Since 2003, the country has seen an average GDP growth of 9.1 per cent. In 2010/2011, the GDP grew by 8.4 per cent. The country has also experienced an average 34 per cent revenue increase over the past three years.
But concerns remain as to how Afghanistan, heavily dependent on foreign aid and businesses created due to foreign military presence, can manage as foreign troops begin their withdrawal. About 90 per cent of the country’s roughly $17bn budget comes from foreign donations. Footing the bill of its 300,000-plus national security force will be a major challenge.
Corruption remains endemic. Opium production, estimated at “farm gate value” of $1.4bn in 2011, continues to cast a dark shadow on the country’s economy. And over the past five years, the country’s exports (at about $2.8bn) have remained disproportional to the size of imports ( $9.2bn). Fluctuating weather has also left the harvests unpredictable in the country where 36 per cent of the population is considered poor. In 2011, wheat harvest was 25 per cent bellow that of the previous year and over 10 per cent below the decade’s average.
Fiscal sustainability is considered a major challenge as the country’s operating expenditure grows faster than revenues.
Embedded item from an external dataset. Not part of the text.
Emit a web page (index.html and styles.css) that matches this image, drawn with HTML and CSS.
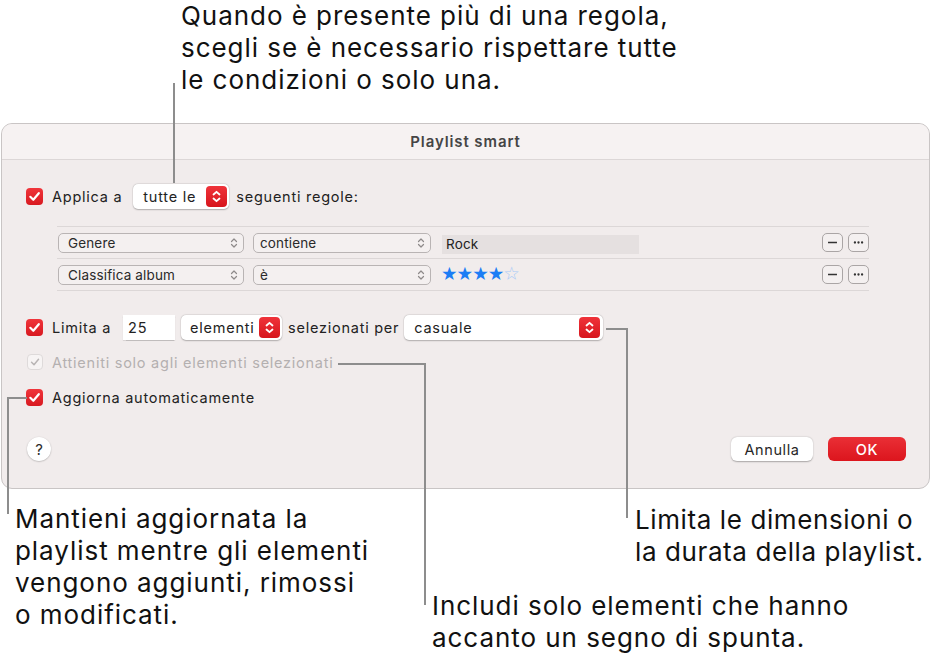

In the coming year, operational costs are expected to rise to about 20 per cent of the GDP and revenue collection will stand at merely 12 per cent. The World Bank, in a report, said Afghanistan could face a $7 billion deficit in its budget annually through 2021, even if the country begins collecting income from its mineral wealth.
For Afghanistan’s long term economic sustainability, developing the mineral sector – with untapped deposits estimated at nearly $1 trillion – is a possible way out. The deposits include iron, copper, cobalt, gold and critical metals such as lithium.
Though doubts remain as to whether Afghanistan has the capacity to tender and develop the mines. Some investors have shown high interest already. China Metallurgical Group (MGC) has already acquired the extraction rights to mine copper at Mes Aynak in Logar for $3bn. The mine could give Afghanistan nearly $400m a year in direct payments and also create thousands of jobs.